Did we mention how Red Sox fans get short-changed?
There are many couples and families in Red Sox Nation who plan their vacations based on spring training. There will be almost two weeks worth of games taken away.
Any spring training, but especially one after a World Series championship, is hugely important to Sox fans. Some of the wealthier ones might book trips to Tokyo during that time, but spring training is meant to be in Florida for the full six weeks. This trip will disrupt everyone. And it will hurt tourism in Fort Myers.
So now you can't watch the Sox in Fort Myers after March 19, and when you get back to Boston, you can pay 9 percent more for your tickets. Terrific day, huh?
Most Red Sox fans have always understood that the club relies on ticket prices for a lot of its revenue. The Sox justify it because they have the smallest capacity in baseball, so there's an understanding the prices will be high. The Sox probably figured they might as well slip this increase in while the euphoria is still high over the second World Series championship in four years, knowing there'll be some initial backlash, but really, how many fans will relinquish their season tickets because of a 9 percent increase?

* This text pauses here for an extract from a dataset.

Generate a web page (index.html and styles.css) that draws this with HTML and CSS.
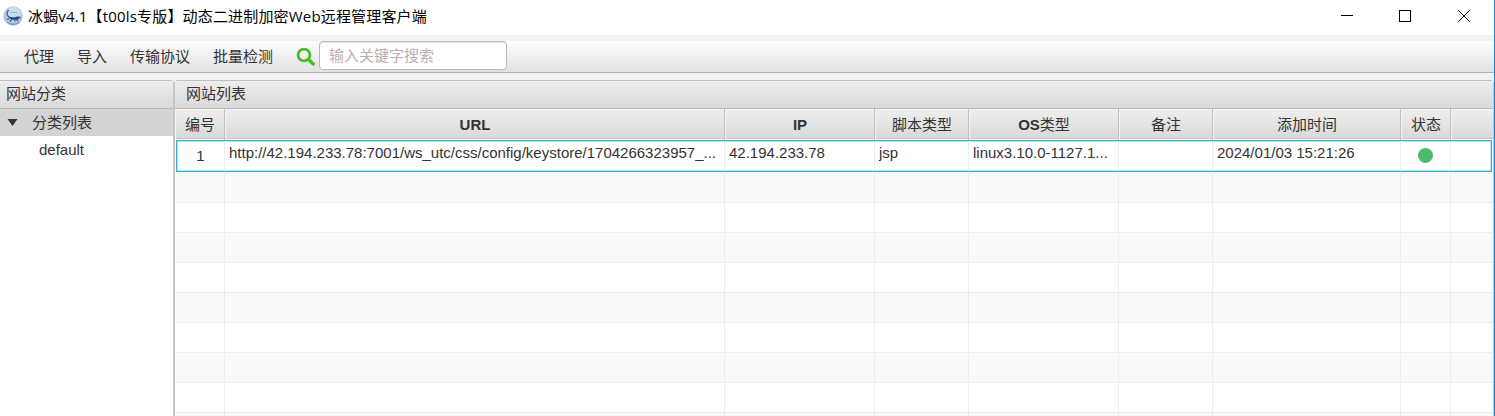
FILE: index.html
```html
<!DOCTYPE html>
<html lang="zh-CN">
<head>
<meta charset="utf-8">
<title>冰蝎v4.1</title>
<link rel="stylesheet" href="styles.css">
</head>
<body>
<div class="window">
  <header class="titlebar">
    <svg class="logo" width="20" height="20" viewBox="0 0 20 20">
      <circle cx="10" cy="10" r="9.700" fill="#aec4e0"/>
      <circle cx="10.500" cy="8.500" r="7.400" fill="#cbdcef"/>
      <path d="M7 6.500h8" stroke="#9fb4cf" stroke-width="1"/>
      <path d="M5.800 4.200C3.800 5.500 3.500 8 4.800 9.800c1 1.500 2.700 2 4.400 2.200M4 13.500l4-1.500M7 15.500l2.500-3M12 15.500l-1-3M15 15l-2-2.500" stroke="#35588f" stroke-width="1.300" fill="none"/>
      <path d="M7 11.200c2-.7 3.800.5 5.500-.2 1.500-.6 3-.6 4.800-.2l.2 1.500c-1.500.2-2.200 1.300-4 1.500-2.500.3-5 .3-6.500-2.600z" fill="#2c4c84"/>
      <path d="M4 16.300c3.500 2.400 8.500 2.600 12.500.2" stroke="#7796c2" stroke-width="1.200" fill="none"/>
    </svg>
    <span class="title">冰蝎v4.1【t00ls专版】动态二进制加密Web远程管理客户端</span>
    <svg class="controls" width="130" height="14" viewBox="0 0 130 14" fill="none" stroke="#000" stroke-width="1">
      <path d="M0 6.500h12" shape-rendering="crispEdges"/>
      <path d="M58.500 1.500h11v11h-11z" shape-rendering="crispEdges"/>
      <path d="M117.200 1.200l11.600 11.600M128.800 1.200l-11.600 11.600"/>
    </svg>
  </header>
  <nav class="toolbar">
    <span>代理</span><span>导入</span><span>传输协议</span><span>批量检测</span>
    <svg class="search-icon" width="20" height="20" viewBox="0 0 20 20" fill="none" stroke="#4cbb2a">
      <circle cx="8" cy="8" r="5.900" stroke-width="2.800"/>
      <path d="M12.500 12.500l4.800 4.500" stroke-width="3.400" stroke-linecap="round"/>
    </svg>
    <input class="search" type="text" placeholder="输入关键字搜索">
  </nav>
  <main class="panels">
    <section class="sidebar">
      <h2 class="panel-title">网站分类</h2>
      <div class="tree-root"><svg width="11" height="7" viewBox="0 0 11 7"><path d="M.5 0h10L5.500 7z" fill="#333"/></svg><span>分类列表</span></div>
      <div class="tree-leaf">default</div>
    </section>
    <section class="list">
      <h2 class="panel-title list-title">网站列表</h2>
      <div class="row head">
        <div>编号</div><div><b>URL</b></div><div><b>IP</b></div><div>脚本类型</div><div><b>OS</b>类型</div><div>备注</div><div>添加时间</div><div>状态</div><div></div>
      </div>
      <div class="row selected">
        <div class="num">1</div><div class="url">http://42.194.233.78:7001/ws_utc/css/config/keystore/1704266323957_...</div><div>42.194.233.78</div><div>jsp</div><div>linux3.10.0-1127.1...</div><div></div><div>2024/01/03 15:21:26</div><div class="status"><i class="dot"></i></div><div></div>
      </div>
      <div class="row shaded"><div></div><div></div><div></div><div></div><div></div><div></div><div></div><div></div><div></div></div>
      <div class="row"><div></div><div></div><div></div><div></div><div></div><div></div><div></div><div></div><div></div></div>
      <div class="row shaded"><div></div><div></div><div></div><div></div><div></div><div></div><div></div><div></div><div></div></div>
      <div class="row"><div></div><div></div><div></div><div></div><div></div><div></div><div></div><div></div><div></div></div>
      <div class="row shaded"><div></div><div></div><div></div><div></div><div></div><div></div><div></div><div></div><div></div></div>
      <div class="row"><div></div><div></div><div></div><div></div><div></div><div></div><div></div><div></div><div></div></div>
      <div class="row shaded"><div></div><div></div><div></div><div></div><div></div><div></div><div></div><div></div><div></div></div>
      <div class="row"><div></div><div></div><div></div><div></div><div></div><div></div><div></div><div></div><div></div></div>
      <div class="row shaded"><div></div><div></div><div></div><div></div><div></div><div></div><div></div><div></div><div></div></div>
    </section>
  </main>
</div>
</body>
</html>
```
FILE: styles.css
```css
* { box-sizing: border-box; }
body {
  margin: 0;
  overflow: hidden;
  font: 15px/20px "Liberation Sans", "Noto Sans CJK SC", sans-serif;
  color: #333;
}
.window {
  display: flex;
  flex-direction: column;
  height: 416px;
  background: #f3f3f3;
  border-right: 1px solid #1883d7;
  white-space: nowrap;
}
.titlebar {
  display: flex;
  align-items: center;
  height: 35px;
  padding: 0 23px 3px 3px;
  background: #fff;
  color: #000;
}
.title {
  margin-left: 5px;
  font-family: "Open Sans", "Noto Sans CJK SC", sans-serif;
  letter-spacing: 0.17px;
}
.controls { margin-left: auto; }
.toolbar {
  display: flex;
  align-items: center;
  height: 32px;
  margin: 6px 0 7px;
  padding-left: 24px;
  background: linear-gradient(#fdfdfd, #e2e2e2);
  border-bottom: 1px solid #b2b2b2;
}
.toolbar span { margin-right: 23px; }
.search-icon { margin: 0 3px 0 0; }
.search {
  width: 188px;
  height: 29px;
  margin-bottom: 2px;
  padding: 0 9px 1px;
  border: 1px solid #b9b9b9;
  border-radius: 4px;
  background: #fff;
  box-shadow: inset 0 1px 1px #e6e6e6;
  font: inherit;
}
.search::placeholder { color: #b9b0b0; opacity: 1; }
.panels {
  display: grid;
  grid-template-columns: 174px 1fr;
  flex: 1;
  min-height: 0;
}
.sidebar, .list {
  background: #fff;
  border-right: 1px solid #c6c6c6;
  border-radius: 0 4px 0 0;
  overflow: hidden;
}
.list {
  border-left: 1px solid #c6c6c6;
  border-radius: 4px 4px 0 0;
}
.panel-title {
  height: 29px;
  margin: 0;
  padding: 3px 6px;
  border-top: 1px solid #bfbfbf;
  border-bottom: 1px solid #b9b9b9;
  background: linear-gradient(#ededed, #d9d9d9);
  font-size: 15px;
  font-weight: 400;
}
.list-title { padding-left: 11px; }
.tree-root {
  display: flex;
  align-items: center;
  gap: 14px;
  height: 27px;
  padding-left: 7px;
  background: #d3d3d3;
}
.tree-leaf { padding: 4px 0 0 39px; }
.row {
  display: grid;
  grid-template-columns: 50px 500px 150px 94px 150px 94px 188px 50px 1fr;
  height: 30px;
  border-bottom: 1px solid #ededed;
}
.row > div { border-right: 1px solid #ededed; }
.row > div:last-child { border-right: 0; }
.shaded { background: #f9f9f9; }
.head {
  background: linear-gradient(#efefef, #d9d9d9);
  border-bottom-color: #c4c4c4;
  line-height: 31px;
  text-align: center;
}
.head > div {
  padding-left: 1px;
  border-right-color: #bfbfbf;
  box-shadow: inset 1px 1px #f4f4f4;
}
.selected {
  height: 32px;
  margin: 1px 1px;
  grid-template-columns: 48px 500px 150px 94px 150px 94px 188px 50px 1fr;
  border: 1px solid #3fa9cf;
  box-shadow: inset 0 0 0 1px #b9e0f0;
}
.selected > div { padding: 2px 0 0 4px; }
.selected .num { padding: 5px 0 0; text-align: center; }
.selected .status { display: flex; align-items: center; justify-content: center; padding: 0 0 2px; }
.dot {
  width: 15px;
  height: 15px;
  border-radius: 50%;
  background: #4dbb6c;
}
```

Still, nobody likes to hear of ticket increases for a franchise that appears to be printing money. The Sox justify it by pointing out the many construction projects around Fenway and the capital it takes to keep making those improvements in their perpetual patchwork park.
Look at it this way - maybe the price increase would have been higher if the Sox had ponied up $30 million-$35 million a year for A-Rod. That's the good news.